Waste and metal operators who will no longer be exempt from environmental permitting following the Environment Agencys current exemptions consultation could have to pay up to £2,750 to apply for a permit for their site.

In a consultation on proposed environmental permitting charges for 2010/11, the EA outlined how the charges would affect the estimated 5,000 sites which are currently exempt from a permit but, under its ongoing review of the exemptions system, are expected to have to pay for a permit.

The EA states that it recognises the difficulties facing business and industry in the current economic situation and we have therefore worked hard to develop a suite of proposals that are responsive to business needs, while protecting the environment.

It proposes charges for newly-liable waste facilities ranging from £700 for mobile plants being used to treat agricultural land, up to the top-end of £2,750 which would apply to four non-standard waste activities, such as manufacture of timber and construction products from waste less than 250,000 tonnes. The other activities include use of wastes in construction less than 100,000 tonnes, use of wastes for reclamation, restoration less than 100,000 tonnes and the treatment of waste to produce soil, soil substitutes, road-stone and aggregate less than 75,000 tonnes.

Other new charges include £1,910 for waste electrical and electronic equipment treatment facilities and £1,590 for the composting of biodegradable waste and anaerobic digestion plants.
The move to make some exempt activities apply for a permit has caused concern within the metals recycling sector, following Government proposals to withdraw the paragraph 45 exemption, included in the Environmental Permitting Regulations 2007. If proposals go through up to 300 metal recycling businesses could be pushed into requiring evidence of planning permission (see MRW story).

Last year, the Department for Environment, Food and Rural Affairs consulted on removing this exemption, as part of a programme to tidy up its environmental regulations.
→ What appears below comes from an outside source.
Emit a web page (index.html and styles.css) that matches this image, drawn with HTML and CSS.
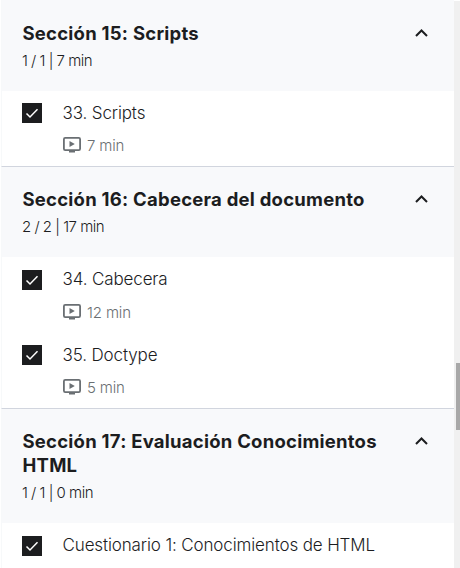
FILE: index.html
```html
<!DOCTYPE html>
<html lang="es">
<head>
<meta charset="utf-8">
<title>Contenido del curso</title>
<link rel="stylesheet" href="styles.css">
</head>
<body>
<svg class="defs" width="0" height="0">
  <symbol id="chevron" viewBox="0 0 14 8"><path d="M2 7 L7.500 1.500 L13 7" fill="none" stroke="currentColor" stroke-width="2"/></symbol>
  <symbol id="check" viewBox="0 0 20 20"><path d="M4.500 10.500 L8 14 L15.500 6.300" fill="none" stroke="currentColor" stroke-width="1.500"/></symbol>
  <symbol id="video" viewBox="0 0 18 16"><rect x=".9" y=".9" width="16.200" height="12.200" rx="1.300" fill="none" stroke="currentColor" stroke-width="1.800"/><path d="M6 13h6v2.500H6zM6.500 4v6l5.300-3z" fill="currentColor"/></symbol>
</svg>
<div class="layout">
  <main class="panel">
    <section class="section">
      <header class="head">
        <div><h2 class="title">Sección 15: Scripts</h2><p class="meta">1 / 1 | 7 min</p></div>
        <svg class="chevron"><use href="#chevron"/></svg>
      </header>
      <ul class="items">
        <li class="item"><svg class="check"><use href="#check"/></svg>
          <div><p class="name">33. Scripts</p><p class="duration"><svg class="video"><use href="#video"/></svg>7 min</p></div></li>
      </ul>
    </section>
    <section class="section">
      <header class="head">
        <div><h2 class="title">Sección 16: Cabecera del documento</h2><p class="meta">2 / 2 | 17 min</p></div>
        <svg class="chevron"><use href="#chevron"/></svg>
      </header>
      <ul class="items two">
        <li class="item"><svg class="check"><use href="#check"/></svg>
          <div><p class="name">34. Cabecera</p><p class="duration"><svg class="video"><use href="#video"/></svg>12 min</p></div></li>
        <li class="item"><svg class="check"><use href="#check"/></svg>
          <div><p class="name">35. Doctype</p><p class="duration"><svg class="video"><use href="#video"/></svg>5 min</p></div></li>
      </ul>
    </section>
    <section class="section">
      <header class="head">
        <div><h2 class="title">Sección 17: Evaluación Conocimientos HTML</h2><p class="meta">1 / 1 | 0 min</p></div>
        <svg class="chevron"><use href="#chevron"/></svg>
      </header>
      <ul class="items quiz">
        <li class="item"><svg class="check"><use href="#check"/></svg>
          <div><p class="name">Cuestionario 1: Conocimientos de HTML</p></div></li>
      </ul>
    </section>
  </main>
  <div class="scrollbar"><div class="thumb"></div></div>
</div>
</body>
</html>
```

FILE: styles.css
```css
* { box-sizing: border-box; margin: 0; padding: 0; }
body { height: 568px; overflow: hidden; background: #fff; color: #1c1d1f; font-family: Inter, "Liberation Sans", sans-serif; }
.defs { display: none; }
.layout { display: flex; height: 568px; }
.panel { width: 454px; padding-left: 1px; overflow: hidden; }
.section { border-left: 1px solid #f7f9fa; }
.section + .section { border-top: 1px solid #d1d5de; }
.head { display: flex; justify-content: space-between; padding: 21px 26px 19px 20px; background: #f8f9fb; }
.section + .section .head { padding-top: 20px; }
.head > div { width: 372px; }
.title { font-size: 18.500px; line-height: 24px; font-weight: 700; letter-spacing: .24px; padding-left: .5px; }
.meta { margin-top: 4px; font-size: 15px; line-height: 23px; font-weight: 300; letter-spacing: -.5px; }
.chevron { width: 14px; height: 8px; margin-top: 8px; flex: none; }
.items { list-style: none; }
.item { display: flex; height: 75px; padding: 12px 20px 0; }
.two .item { height: 75px; padding-top: 12px; }
.two .item:first-child { height: 76px; padding-top: 13px; }
.two .item:first-child .name { margin-top: -3px; }
.two .item:first-child .duration { margin-top: 11px; }
.quiz .item { padding-top: 13px; }
.check { width: 20px; height: 20px; margin-right: 21px; flex: none; background: #1c1d1f; color: #fff; }
.name { font-size: 17px; line-height: 24px; margin-top: -2px; margin-left: -.5px; font-weight: 300; letter-spacing: -.13px; white-space: nowrap; }
.quiz .name { margin-top: -3px; }
.duration { display: flex; align-items: center; height: 20px; margin-top: 10px; color: #6a6f73; font-size: 15px; font-weight: 300; letter-spacing: -.15px; }
.video { width: 18px; height: 16px; margin-right: 6px; }
.scrollbar { width: 6px; height: 567px; margin-top: 1px; background: #f0f0f0; padding: 362px 0 0 2px; }
.thumb { width: 4px; height: 67px; background: #a8a8a8; }
```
The EA document on proposed environmental permitting charges states: We currently have a standard permit that covers a wider range of scrap metal activities. Over the coming months we would hope to discuss this permit with the scrap metal industry to check that it still satisfies their needs following the Governments recent response to the consultation on the exemption review. The Government confirmed its intention to limit the size and scope of the current scrap metal exemptions (meaning that more scrap metal operations will require permits).

The deadline for the consultation is on 16 December 2009.